Romans wouldn't remain free for very long.  

And that, I think, is one way of understanding one root thought of multiple different strands of humanistic thought. The liberal in liberal studies means “befitting a free person.”

Though plenty of Roman patricians were taught by Greek slaves.  

We are, or at least we should aim to be, free people, and one central ideal of liberalism is a conception of that freedom, which insists that individuals are all entitled to lives of their own, lives in which the central, shaping decisions are for them to take and not to be settled for them by a master.

Thanks to the Brits, even the Asante had to give up enslaving people.  

And if you are to discharge the terrific responsibility of making your own life, then you surely need all the help you can get.

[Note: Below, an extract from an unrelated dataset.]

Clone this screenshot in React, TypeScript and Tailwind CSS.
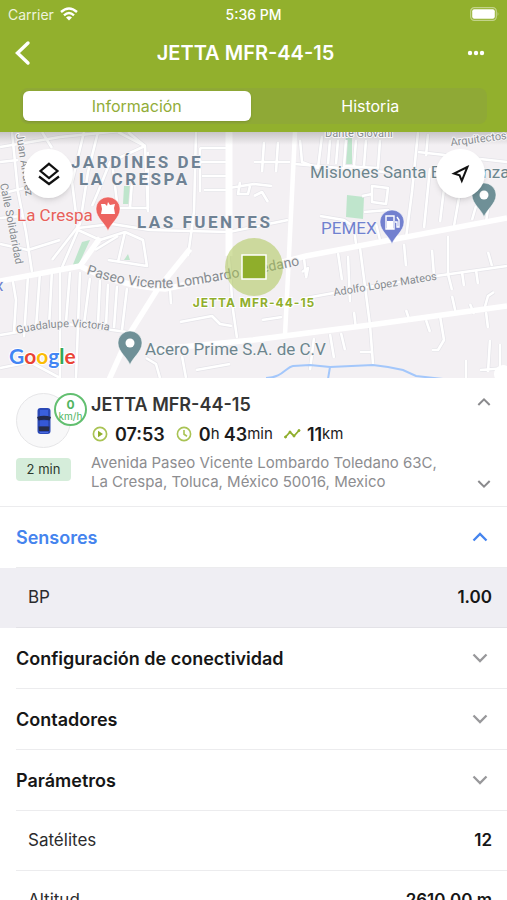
import type { ReactNode } from "react";
import { useState } from "react";

const streets = [
  "M0 15 60 5 130 -2",
  "M12 0 18 60 26 100 32 140",
  "M0 62 40 52 70 48",
  "M0 112 28 118 60 108",
  "M42 0 52 16",
  "M84 0 72 50 78 98 60 140",
  "M98 0 88 40 80 92 52 128",
  "M118 0 145 14 148 80",
  "M145 14 110 30 98 60 92 74",
  "M145 14 128 0",
  "M112 76 148 76 148 20",
  "M132 50 130 76",
  "M112 30 118 78",
  "M78 96 112 92 150 98 229 100",
  "M78 98 100 108 125 100 143 108 147 134 108 128",
  "M95 118 118 104",
  "M125 100 118 130",
  "M196 0 194 80 188 124",
  "M200 16 229 16M200 30 229 30M202 44 229 44M204 58 229 58",
  "M200 16 200 60",
  "M229 56 254 52M240 50 238 62 248 62 250 54M254 64 262 60 268 70M254 52 272 54",
  "M229 100 288 88",
  "M0 30 18 28M0 86 22 84",
  "M12 144 16 168 14 200",
  "M28 144 24 205M40 140 36 196M52 138 49 195M60 136 60 246M70 140 66 190M80 140 76 246M90 146 84 192M100 148 98 192M108 152 106 194M117 154 114 196M127 156 122 198",
  "M0 203 67 192 127 200",
  "M0 236 30 230 60 246",
  "M170 157 171 172",
  "M229 0 229 128 233 178 237 206",
  "M180 190 212 184 220 192 232 194",
  "M146 226 156 232 160 246M182 224 186 246M196 238 230 232",
  "M300 8 302 30 318 36 322 4M330 8 328 32M338 8 336 32M346 8 344 34 378 36 380 8M356 8 354 34M366 8 364 34",
  "M264 10 262 40M278 10 276 40M254 30 290 30",
  "M295 32 408 42",
  "M418 0 412 60 406 106",
  "M418 20 507 30M428 2 426 24M446 40 440 90M460 60 454 94M476 74 472 88M490 64 486 90M430 36 424 96",
  "M372 54 388 56 386 72 372 70ZM362 64 372 62M364 80 388 78 396 90M354 96 356 112M376 92 380 108",
  "M320 84 344 88 356 96",
  "M338 121 342 148M348 124 350 170M304 126 306 144M404 112 406 134M432 118 434 144M448 104 448 142",
  "M302 140 308 136 306 146",
  "M306 166 350 158 436 144 507 134",
  "M448 142 452 158M462 140 464 154M476 138 478 152M492 134 488 120",
  "M360 116 370 193 373 232",
  "M262 188 282 185M314 206 310 238M330 202 334 226M341 201 345 218M354 180 356 197M360 220 372 220",
  "M406 178 410 190M426 188 430 200M440 184 444 208 438 218 432 218M452 164 456 182M470 172 474 182M484 178 488 164 494 160M486 180 488 196",
  "M466 228 466 246M490 208 488 240M500 212 500 234M480 238 507 236",
];

const mains = [
  "M0 149 80 134Q118 154 165 157L240 141 306 124 507 86",
  "M190 117 157 158 130 201 108 250",
  "M80 134 100 106",
  "M150 218 253 208 370 193 507 174",
];

function Pin({ x, y, color, children }: { x: number; y: number; color: string; children: ReactNode }) {
  return (
    <g transform={`translate(${x} ${y})`}>
      <path d="M0 0C-2 -7 -12 -13 -12 -22A12 12 0 0 1 12 -22C12 -13 2 -7 0 0Z" fill={color} stroke="#fff" strokeOpacity=".5" />
      {children}
    </g>
  );
}

function CityMap() {
  return (
    <svg viewBox="0 0 507 246" preserveAspectRatio="xMidYMid slice" className="block h-full w-full" role="img" aria-label="Mapa">
      <defs>
        <path id="paseo" d="M86 142Q128 156 165 156Q200 154 310 131" />
        <path id="guadalupe" d="M17 202Q66 189 120 201" />
        <linearGradient id="shade" x1="0" y1="0" x2="0" y2="1">
          <stop offset="0" stopColor="#555" stopOpacity=".28" />
          <stop offset="1" stopColor="#555" stopOpacity="0" />
        </linearGradient>
      </defs>
      <rect x="-300" width="1107" height="246" fill="#f3f0f3" />
      <g fill="#bfe5cc">
        <path d="M124 54h6v18h-7zM346 2h6v30h-7zM347 63l17 2-1 22-17-2zM82 110l8-2-12 26-6 1zM124 128l4-6 2 6z" />
      </g>
      <g fill="none" stroke="#e5e4e9" strokeWidth="4" strokeLinejoin="round">
        {streets.map((d) => <path key={d} d={d} />)}
      </g>
      <g fill="none" stroke="#fff" strokeWidth="2.6" strokeLinejoin="round">
        {streets.map((d) => <path key={d} d={d} />)}
      </g>
      <g fill="none" stroke="#fff" strokeLinejoin="round">
        {mains.map((d) => <path key={d} d={d} strokeWidth="5.5" />)}
        <path d="M229 0V124" strokeWidth="7" />
        <path d="M295 0 289 123 285 203" strokeWidth="4.5" />
      </g>
      <path d="M266 246C282 246 286 235 293 234L310 233 330 235 373 233 388 235 403 238 416 244 443 247M330 235 328 247" fill="none" stroke="#a3c7fb" strokeWidth="2" />
      <circle cx="503" cy="242" r="9" fill="#fff" />
      <rect x="-300" width="1107" height="13" fill="url(#shade)" />

      <g className="font-[Roboto,sans-serif]" stroke="#f6f4f6" strokeWidth="2" paintOrder="stroke" strokeLinejoin="round">
        <g fill="#6f8294" className="text-[17px] font-bold tracking-[2.5px]">
          <text x="71" y="36">JARDÍNES DE</text>
          <text x="79" y="53">LA CRESPA</text>
          <text x="137" y="96">LAS FUENTES</text>
        </g>
        <g fill="#868b90" className="text-[11px]">
          <text className="text-[14px]"><textPath href="#paseo">Paseo Vicente Lombardo Toledano</textPath></text>
          <text><textPath href="#guadalupe">Guadalupe Victoria</textPath></text>
          <text transform="translate(334 164) rotate(-9)">Adolfo López Mateos</text>
          <text transform="translate(451 14) rotate(-7)">Arquitectos</text>
          <text x="325" y="5">Dante Giovani</text>
          <text transform="translate(16 2) rotate(81)">Juan Álvarez</text>
          <text transform="translate(0 52) rotate(79)">Calle Solidaridad</text>
        </g>
        <g className="text-[17px]">
          <text x="17" y="89" fill="#e8605a">La Crespa</text>
          <text x="310" y="46" fill="#6c858d">Misiones Santa Esperanza</text>
          <text x="321" y="102" fill="#7081cf">PEMEX</text>
          <text x="145" y="223" fill="#6c858d">Acero Prime S.A. de C.V</text>
          <text x="-5" y="159" fill="#7081cf">x</text>
        </g>
      </g>

      <Pin x={108} y={99} color="#ed6460">
        <path d="M-7 -27h4l2 2 1-4 2 3 5-1-1 4 1 6h-14l1-5z" fill="#fff" />
      </Pin>
      <Pin x={392} y={112} color="#7280cf">
        <path d="M-6 -28h8v13h-8zM3 -22h2v5h2v-7l-2-3" fill="none" stroke="#fff" strokeWidth="1.4" />
        <path d="M-5 -23h6v8h-6z" fill="#fff" />
      </Pin>
      <Pin x={484} y={85} color="#6f9097"><circle cy="-22" r="4.5" fill="#fff" /></Pin>
      <Pin x={130} y={233} color="#6f9097"><circle cy="-22" r="4.5" fill="#fff" /></Pin>

      <circle cx="254" cy="135" r="29" fill="#a9c34f" fillOpacity=".52" />
      <rect x="242" y="123" width="24" height="24" fill="#8fae2b" stroke="#fff" strokeWidth="1.5" />
      <text x="254" y="175" textAnchor="middle" fill="#90ae2c" stroke="#fff" strokeWidth="2" paintOrder="stroke" className="font-[Inter,sans-serif] text-[12px] font-bold tracking-[1px]">JETTA MFR-44-15</text>

      <text x="9" y="232" stroke="#fff" strokeWidth="2" paintOrder="stroke" className="font-[Lato,sans-serif] text-[21px] font-bold">
        <tspan fill="#4285f4">G</tspan><tspan fill="#ea4335">o</tspan><tspan fill="#fbbc05">o</tspan><tspan fill="#4285f4">g</tspan><tspan fill="#34a853">l</tspan><tspan fill="#ea4335">e</tspan>
      </text>
    </svg>
  );
}

function Chevron({ up = false, small = false }: { up?: boolean; small?: boolean }) {
  return (
    <svg viewBox="0 0 16 16" className={small ? "size-[14px]" : "size-4"} fill="none" stroke="currentColor" strokeWidth="2.3" aria-hidden="true">
      <path d={up ? "M1.5 11.5 8 5l6.5 6.5" : "M1.5 4.5 8 11l6.5-6.5"} />
    </svg>
  );
}

function SectionRow({ label, open = false }: { label: string; open?: boolean }) {
  return (
    <div className="pl-4">
      <button
        type="button"
        aria-expanded={open}
        className={`flex h-[61px] w-full items-center justify-between border-b border-[#ececee] pr-[19px] text-left text-[18px] font-semibold ${open ? "text-[#4584ee]" : "text-[#161616]"}`}
      >
        {label}
        <span className={open ? "text-[#4584ee]" : "text-[#98989b]"}><Chevron up={open} /></span>
      </button>
    </div>
  );
}

function ValueRow({ label, value, shaded = false }: { label: string; value: string; shaded?: boolean }) {
  return (
    <dl className={`pl-4 ${shaded ? "bg-[#efeef3]" : ""}`}>
      <div className={`flex h-[60px] items-center justify-between border-b pt-px pr-[15px] pl-3 ${shaded ? "border-[#e3e2e7]" : "border-[#ececee]"}`}>
        <dt className="text-[17px] text-[#2b2b2d]">{label}</dt>
        <dd className="text-[17px] font-semibold text-[#161616]">{value}</dd>
      </div>
    </dl>
  );
}

export default function App() {
  const [tab, setTab] = useState("Información");
  return (
    <div className="flex h-screen flex-col overflow-hidden bg-white font-[Inter,sans-serif]">
      <header className="shrink-0 bg-[#92b02d] pb-2 text-white">
        <div className="grid h-7 grid-cols-3 items-center px-2 text-[14px]">
          <span className="flex items-center gap-[6px] text-[#eef3dc]">
            Carrier
            <svg viewBox="0 0 18 14" className="h-[14px] w-[18px]" fill="none" stroke="#fff" strokeWidth="2.4" aria-hidden="true">
              <path d="M1 5Q9-2 17 5M4 8.3Q9 3.8 14 8.3" />
              <path d="M6 10.5Q9 8 12 10.5L9 13.5Z" fill="#fff" stroke="none" />
            </svg>
          </span>
          <span className="text-center font-medium">5:36 PM</span>
          <svg viewBox="0 0 30 14" className="h-[14px] w-[30px] justify-self-end" aria-label="Batería">
            <rect x="1.7" y=".7" width="25.6" height="12.6" rx="3.6" fill="none" stroke="#c3d38a" strokeWidth="1.2" />
            <rect x="3.2" y="2.2" width="22.6" height="9.6" rx="2" fill="#fff" />
            <path d="M28.6 5v4q1.6-2 0-4" fill="#c3d38a" />
          </svg>
        </div>
        <div className="grid h-[50px] grid-cols-[32px_1fr_48px] items-center px-[7px]">
          <button type="button" aria-label="Atrás" className="flex h-8 items-center pl-[7px]">
            <svg viewBox="0 0 18 26" className="h-[26px] w-[18px]" fill="none" stroke="#fff" strokeWidth="3.4" strokeLinecap="round"><path d="M14 3 3.5 13 14 23" /></svg>
          </button>
          <h1 className="text-center text-[20px] font-semibold">JETTA MFR-44-15</h1>
          <button type="button" aria-label="Más opciones" className="flex h-8 items-center justify-center">
            <svg viewBox="0 0 18 6" className="h-[6px] w-[18px]" fill="#fff"><circle cx="3" cy="3" r="2.2" /><circle cx="9" cy="3" r="2.2" /><circle cx="15" cy="3" r="2.2" /></svg>
          </button>
        </div>
        <div className="px-5 pt-[10px]">
          <div className="grid grid-cols-2 gap-[6px] rounded-lg bg-[#8fa936] p-[3px]" role="tablist">
            {["Información", "Historia"].map((name) => (
              <button
                key={name}
                type="button"
                role="tab"
                aria-selected={tab === name}
                onClick={() => setTab(name)}
                className={`h-[30px] rounded-md text-[16px] ${tab === name ? "bg-white text-[#92ad38] shadow" : "text-white"}`}
              >
                {name}
              </button>
            ))}
          </div>
        </div>
      </header>

      <section className="relative h-[246px] shrink-0 overflow-hidden">
        <CityMap />
        <button type="button" aria-label="Capas" className="absolute top-[17px] left-6 flex size-[49px] items-center justify-center rounded-full bg-white shadow-md">
          <svg viewBox="0 0 24 24" className="size-6" fill="none" stroke="#111" strokeWidth="2.2">
            <path d="M12 1.8 20.5 9 12 16 3.5 9Z" /><path d="M2 14.5 12 22 22 14.5" />
          </svg>
        </button>
        <button type="button" aria-label="Centrar" className="absolute top-[17px] right-[22px] flex size-[49px] items-center justify-center rounded-full bg-white shadow-md">
          <svg viewBox="0 0 24 24" className="size-6" fill="none" stroke="#111" strokeWidth="2"><path d="M18.4 5 5 11.5 10.6 13.4 12.8 18.8Z" /></svg>
        </button>
      </section>

      <section className="flex h-[129px] shrink-0 border-b border-[#ececee] pt-[15px] pr-4 pl-4">
        <div className="w-[75px] shrink-0">
          <div className="relative flex size-[55px] items-center justify-center rounded-full border border-[#e6e6e8] bg-[#f8f8f9]">
            <svg viewBox="0 0 14 28" className="h-7 w-[14px]" aria-label="Auto">
              <rect x=".5" y="1" width="13" height="26" rx="3" fill="#2b49b6" />
              <path d="M3 3h8v6H3z" fill="#3a5fdc" />
              <path d="M0 10Q7 7.500 14 10l-1.500 3.500Q7 12 1.500 13.500z" fill="#22294a" />
              <rect x="3" y="13.5" width="8" height="5.500" fill="#3558d8" />
              <path d="M1.500 19.500h11l-.5 4.500h-10z" fill="#272d48" />
              <path d="M3 25.500h8" stroke="#4a6ae0" strokeWidth="1.2" />
            </svg>
            <div className="absolute -top-px left-[37px] flex size-[33px] flex-col items-center justify-center rounded-full border-2 border-[#62bf70] bg-white text-[#50b560]">
              <span className="text-[12px] leading-[12px] font-bold">0</span>
              <span className="text-[10px] leading-[10px]">km/h</span>
            </div>
          </div>
          <div className="mt-[10px] flex h-[23px] w-[55px] items-center justify-center rounded bg-[#d5edda] text-[13px] text-[#2c3a2f]">2 min</div>
        </div>
        <div className="min-w-0 flex-1">
          <h2 className="text-[18px] leading-[23px] font-semibold text-[#353535]">JETTA MFR-44-15</h2>
          <div className="mt-[5px] flex h-[26px] items-center text-[15px] text-[#1b1b1b]">
            <svg viewBox="0 0 18 18" className="mr-[6px] size-[18px]" aria-hidden="true"><circle cx="9" cy="9" r="6.6" fill="none" stroke="#a9c354" strokeWidth="1.7" /><path d="M7 5.8v6.4L12 9z" fill="#8fae2b" /></svg>
            <strong className="text-[18px] font-semibold">07:53</strong>
            <svg viewBox="0 0 18 18" className="mr-[6px] ml-[10px] size-[18px]" fill="none" stroke="#a9c354" strokeWidth="1.6" aria-hidden="true"><circle cx="9" cy="9" r="6.6" /><path d="M9 5v4.3l3 1.9" /></svg>
            <strong className="text-[18px] font-semibold">0</strong>h&nbsp;<strong className="text-[18px] font-semibold">43</strong>min
            <svg viewBox="0 0 18 18" className="mr-[6px] ml-[10px] size-[18px]" fill="#8fae2b" stroke="#8fae2b" aria-hidden="true"><path d="M2.5 12 7 7l4 4 5-5.500" fill="none" strokeWidth="1.8" /><circle cx="2.5" cy="12" r="1" /><circle cx="7" cy="7" r="1" /><circle cx="11" cy="11" r="1" /><circle cx="16" cy="5.5" r="1" /></svg>
            <strong className="text-[18px] font-semibold">11</strong>km
          </div>
          <p className="mt-[6px] max-w-[365px] text-[15px] leading-[19px] text-[#8d8d90]">
            Avenida Paseo Vicente Lombardo Toledano 63C, La Crespa, Toluca, México 50016, Mexico
          </p>
        </div>
        <div className="flex w-[14px] shrink-0 flex-col justify-between pt-[2px] pb-[15px] text-[#8a8a8d]">
          <button type="button" aria-label="Anterior"><Chevron up small /></button>
          <button type="button" aria-label="Siguiente"><Chevron small /></button>
        </div>
      </section>

      <main className="min-h-0 flex-1 overflow-y-auto [scrollbar-width:none]">
        <SectionRow label="Sensores" open />
        <ValueRow label="BP" value="1.00" shaded />
        <SectionRow label="Configuración de conectividad" />
        <SectionRow label="Contadores" />
        <SectionRow label="Parámetros" />
        <ValueRow label="Satélites" value="12" />
        <ValueRow label="Altitud" value="2610.00 m" />
      </main>
    </div>
  );
}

You need none from Appiah.  

That is what a liberal education is for,

it makes you as stupid as Appiah 

and the humanities, in their multifarious ways, provide instruments that allow us to exercise that responsibility.

No. Money is that instrument. If we can earn it, well and good. There are worse things a cretin can do than teach Humanities.  

If we are to study the good life, in ethics, or the just society, in political philosophy, we need to draw on these wellsprings of understanding and of pleasure.

Fuck studying. The Humanities are for enjoyment. True, if you teach cretins, you may have to pretend that reading Arris-turtle will give you Ninja Turtle super-powers or else enable you to escape enslavement by the Asante or come out of the closet as a proud Lesbian man of colour- even if it is pink.